_Task instructions_. The answer is one number: how many lines in the data below hold "this".
------------------------
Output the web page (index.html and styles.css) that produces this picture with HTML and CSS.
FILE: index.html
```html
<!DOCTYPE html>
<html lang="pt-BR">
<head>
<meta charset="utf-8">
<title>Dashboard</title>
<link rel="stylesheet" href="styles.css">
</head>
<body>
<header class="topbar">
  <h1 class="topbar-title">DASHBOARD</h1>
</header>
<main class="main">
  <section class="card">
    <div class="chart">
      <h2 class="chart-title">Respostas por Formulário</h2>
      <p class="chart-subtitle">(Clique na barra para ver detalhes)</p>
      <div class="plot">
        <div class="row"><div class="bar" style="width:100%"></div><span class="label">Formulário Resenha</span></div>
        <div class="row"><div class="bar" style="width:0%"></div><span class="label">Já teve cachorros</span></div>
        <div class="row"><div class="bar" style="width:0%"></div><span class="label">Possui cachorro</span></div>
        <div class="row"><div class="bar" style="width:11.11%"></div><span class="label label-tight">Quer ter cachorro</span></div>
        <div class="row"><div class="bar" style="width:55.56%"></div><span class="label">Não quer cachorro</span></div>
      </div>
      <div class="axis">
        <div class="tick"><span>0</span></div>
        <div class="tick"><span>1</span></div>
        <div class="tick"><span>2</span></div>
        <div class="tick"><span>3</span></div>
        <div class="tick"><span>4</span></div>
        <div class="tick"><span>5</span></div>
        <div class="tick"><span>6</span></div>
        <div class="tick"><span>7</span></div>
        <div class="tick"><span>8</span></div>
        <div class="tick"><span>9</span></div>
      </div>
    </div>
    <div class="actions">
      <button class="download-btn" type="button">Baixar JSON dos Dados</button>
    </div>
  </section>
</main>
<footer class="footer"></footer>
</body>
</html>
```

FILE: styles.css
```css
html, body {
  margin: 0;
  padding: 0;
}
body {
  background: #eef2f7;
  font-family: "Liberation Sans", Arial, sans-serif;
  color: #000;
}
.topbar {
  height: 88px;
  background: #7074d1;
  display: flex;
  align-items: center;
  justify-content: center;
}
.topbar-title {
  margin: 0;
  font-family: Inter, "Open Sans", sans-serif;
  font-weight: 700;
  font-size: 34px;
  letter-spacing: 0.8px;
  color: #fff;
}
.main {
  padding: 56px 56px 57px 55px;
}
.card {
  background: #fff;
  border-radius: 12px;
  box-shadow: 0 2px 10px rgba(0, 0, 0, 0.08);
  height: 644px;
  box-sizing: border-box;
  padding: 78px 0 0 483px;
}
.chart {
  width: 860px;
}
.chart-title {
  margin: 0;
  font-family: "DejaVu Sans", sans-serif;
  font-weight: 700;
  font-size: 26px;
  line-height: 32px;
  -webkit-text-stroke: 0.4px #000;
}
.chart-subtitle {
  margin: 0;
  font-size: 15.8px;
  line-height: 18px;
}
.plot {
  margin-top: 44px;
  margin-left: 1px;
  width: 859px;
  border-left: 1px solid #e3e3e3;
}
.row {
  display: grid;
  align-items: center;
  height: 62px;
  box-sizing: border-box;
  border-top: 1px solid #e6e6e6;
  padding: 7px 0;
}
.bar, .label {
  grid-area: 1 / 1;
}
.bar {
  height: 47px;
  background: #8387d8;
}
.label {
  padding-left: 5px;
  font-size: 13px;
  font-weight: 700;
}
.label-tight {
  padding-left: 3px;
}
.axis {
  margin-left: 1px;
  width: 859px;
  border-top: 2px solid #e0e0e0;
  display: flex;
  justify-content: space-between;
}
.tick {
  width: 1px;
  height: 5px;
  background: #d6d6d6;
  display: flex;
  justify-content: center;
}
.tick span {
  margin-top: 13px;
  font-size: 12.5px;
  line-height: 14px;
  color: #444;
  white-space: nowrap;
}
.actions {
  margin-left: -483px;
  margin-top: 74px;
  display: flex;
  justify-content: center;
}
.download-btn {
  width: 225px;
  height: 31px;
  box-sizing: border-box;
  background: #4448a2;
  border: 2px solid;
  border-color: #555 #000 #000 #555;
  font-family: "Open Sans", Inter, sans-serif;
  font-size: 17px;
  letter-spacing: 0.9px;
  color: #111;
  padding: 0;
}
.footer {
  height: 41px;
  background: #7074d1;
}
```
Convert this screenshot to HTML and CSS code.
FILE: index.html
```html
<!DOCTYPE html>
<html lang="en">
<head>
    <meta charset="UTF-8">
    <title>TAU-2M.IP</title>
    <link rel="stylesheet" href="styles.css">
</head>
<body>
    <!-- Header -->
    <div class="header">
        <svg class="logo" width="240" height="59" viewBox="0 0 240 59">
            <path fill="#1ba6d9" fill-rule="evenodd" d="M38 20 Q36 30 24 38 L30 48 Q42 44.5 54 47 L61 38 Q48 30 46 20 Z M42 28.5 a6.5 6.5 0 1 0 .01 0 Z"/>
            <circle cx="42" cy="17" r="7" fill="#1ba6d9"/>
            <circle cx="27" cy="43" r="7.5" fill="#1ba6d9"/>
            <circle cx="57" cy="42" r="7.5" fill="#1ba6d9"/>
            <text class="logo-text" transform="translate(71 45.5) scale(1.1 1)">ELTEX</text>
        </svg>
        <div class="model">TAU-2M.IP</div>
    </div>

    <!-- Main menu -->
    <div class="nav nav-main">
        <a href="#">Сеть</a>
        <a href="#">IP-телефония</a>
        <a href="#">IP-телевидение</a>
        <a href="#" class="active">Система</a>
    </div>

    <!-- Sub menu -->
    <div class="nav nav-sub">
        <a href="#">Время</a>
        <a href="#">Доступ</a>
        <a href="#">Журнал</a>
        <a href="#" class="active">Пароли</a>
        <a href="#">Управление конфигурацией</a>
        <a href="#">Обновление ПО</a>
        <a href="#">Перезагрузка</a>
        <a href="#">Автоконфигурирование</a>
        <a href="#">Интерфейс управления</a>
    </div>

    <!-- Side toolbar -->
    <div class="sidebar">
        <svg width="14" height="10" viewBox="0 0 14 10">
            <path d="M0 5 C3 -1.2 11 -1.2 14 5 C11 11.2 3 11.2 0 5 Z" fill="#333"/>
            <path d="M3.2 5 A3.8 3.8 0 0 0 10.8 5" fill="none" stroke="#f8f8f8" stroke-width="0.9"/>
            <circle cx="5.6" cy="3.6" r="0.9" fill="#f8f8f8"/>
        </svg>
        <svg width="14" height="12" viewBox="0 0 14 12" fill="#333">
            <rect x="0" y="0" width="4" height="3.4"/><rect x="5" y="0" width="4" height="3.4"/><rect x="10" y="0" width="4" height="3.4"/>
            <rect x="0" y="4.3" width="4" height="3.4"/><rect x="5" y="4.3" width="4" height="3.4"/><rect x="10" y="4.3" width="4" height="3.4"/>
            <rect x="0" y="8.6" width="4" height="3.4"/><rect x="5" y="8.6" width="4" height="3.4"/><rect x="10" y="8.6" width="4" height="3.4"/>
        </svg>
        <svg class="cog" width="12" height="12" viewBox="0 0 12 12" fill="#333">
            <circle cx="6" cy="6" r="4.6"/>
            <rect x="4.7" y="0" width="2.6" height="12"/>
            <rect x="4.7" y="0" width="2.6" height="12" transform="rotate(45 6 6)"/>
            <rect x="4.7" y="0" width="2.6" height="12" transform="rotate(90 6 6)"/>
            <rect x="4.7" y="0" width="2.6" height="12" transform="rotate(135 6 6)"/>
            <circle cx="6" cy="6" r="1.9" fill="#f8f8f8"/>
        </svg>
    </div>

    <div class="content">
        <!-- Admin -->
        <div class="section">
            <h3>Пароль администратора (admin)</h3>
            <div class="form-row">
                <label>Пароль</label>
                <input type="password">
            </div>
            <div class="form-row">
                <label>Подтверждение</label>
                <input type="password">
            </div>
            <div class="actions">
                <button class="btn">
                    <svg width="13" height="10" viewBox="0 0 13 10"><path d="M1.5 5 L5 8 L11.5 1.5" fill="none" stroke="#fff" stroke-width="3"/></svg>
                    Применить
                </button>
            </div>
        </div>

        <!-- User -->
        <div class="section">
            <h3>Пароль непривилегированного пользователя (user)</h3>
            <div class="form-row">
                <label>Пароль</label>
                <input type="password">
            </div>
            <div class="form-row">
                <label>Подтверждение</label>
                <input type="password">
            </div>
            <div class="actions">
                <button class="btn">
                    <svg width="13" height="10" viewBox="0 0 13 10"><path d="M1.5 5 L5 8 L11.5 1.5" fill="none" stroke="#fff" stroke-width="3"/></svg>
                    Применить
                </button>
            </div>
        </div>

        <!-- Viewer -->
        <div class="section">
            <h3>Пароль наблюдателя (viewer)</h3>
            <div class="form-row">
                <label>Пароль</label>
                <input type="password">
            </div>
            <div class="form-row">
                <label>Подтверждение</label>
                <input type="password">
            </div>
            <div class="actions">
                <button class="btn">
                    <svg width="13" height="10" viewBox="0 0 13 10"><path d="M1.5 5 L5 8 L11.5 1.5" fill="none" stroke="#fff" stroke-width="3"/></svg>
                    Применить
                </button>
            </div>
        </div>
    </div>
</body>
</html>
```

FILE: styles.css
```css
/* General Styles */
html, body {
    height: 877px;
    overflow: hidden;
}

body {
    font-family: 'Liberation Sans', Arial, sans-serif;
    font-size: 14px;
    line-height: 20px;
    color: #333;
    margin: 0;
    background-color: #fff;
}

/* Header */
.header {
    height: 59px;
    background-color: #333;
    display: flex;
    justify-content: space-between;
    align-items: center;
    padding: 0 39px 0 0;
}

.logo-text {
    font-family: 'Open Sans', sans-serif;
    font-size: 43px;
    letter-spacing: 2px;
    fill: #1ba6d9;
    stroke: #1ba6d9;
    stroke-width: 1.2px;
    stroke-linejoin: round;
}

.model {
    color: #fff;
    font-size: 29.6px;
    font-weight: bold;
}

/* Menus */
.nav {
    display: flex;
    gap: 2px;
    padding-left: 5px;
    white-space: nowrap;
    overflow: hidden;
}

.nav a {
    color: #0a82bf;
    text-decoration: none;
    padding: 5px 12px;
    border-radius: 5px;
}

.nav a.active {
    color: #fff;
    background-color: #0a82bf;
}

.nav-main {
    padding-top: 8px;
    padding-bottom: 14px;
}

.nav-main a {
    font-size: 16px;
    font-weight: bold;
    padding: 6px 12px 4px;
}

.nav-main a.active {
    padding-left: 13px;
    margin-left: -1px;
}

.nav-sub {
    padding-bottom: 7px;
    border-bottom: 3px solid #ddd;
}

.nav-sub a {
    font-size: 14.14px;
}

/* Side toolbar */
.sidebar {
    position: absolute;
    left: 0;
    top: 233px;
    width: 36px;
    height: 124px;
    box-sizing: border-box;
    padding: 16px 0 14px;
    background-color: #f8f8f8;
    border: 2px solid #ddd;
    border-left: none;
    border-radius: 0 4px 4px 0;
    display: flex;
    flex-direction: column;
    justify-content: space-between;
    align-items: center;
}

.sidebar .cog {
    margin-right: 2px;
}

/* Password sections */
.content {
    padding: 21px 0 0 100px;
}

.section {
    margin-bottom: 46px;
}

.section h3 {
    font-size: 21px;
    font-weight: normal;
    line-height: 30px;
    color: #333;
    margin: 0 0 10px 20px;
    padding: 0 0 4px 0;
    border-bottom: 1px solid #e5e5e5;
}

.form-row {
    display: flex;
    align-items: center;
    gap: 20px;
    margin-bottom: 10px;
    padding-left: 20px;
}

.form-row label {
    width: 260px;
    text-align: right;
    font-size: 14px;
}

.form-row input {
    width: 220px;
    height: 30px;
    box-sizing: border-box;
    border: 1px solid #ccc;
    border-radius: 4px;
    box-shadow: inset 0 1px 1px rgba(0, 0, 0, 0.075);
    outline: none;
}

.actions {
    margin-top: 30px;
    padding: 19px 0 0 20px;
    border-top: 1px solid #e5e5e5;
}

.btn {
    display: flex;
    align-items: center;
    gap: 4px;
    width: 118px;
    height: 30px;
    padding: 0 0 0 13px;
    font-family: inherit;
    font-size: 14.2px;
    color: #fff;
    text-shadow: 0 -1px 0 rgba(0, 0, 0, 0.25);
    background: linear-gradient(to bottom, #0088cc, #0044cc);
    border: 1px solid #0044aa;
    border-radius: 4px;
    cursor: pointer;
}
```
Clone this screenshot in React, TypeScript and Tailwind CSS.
------------------------
_Solution_. 3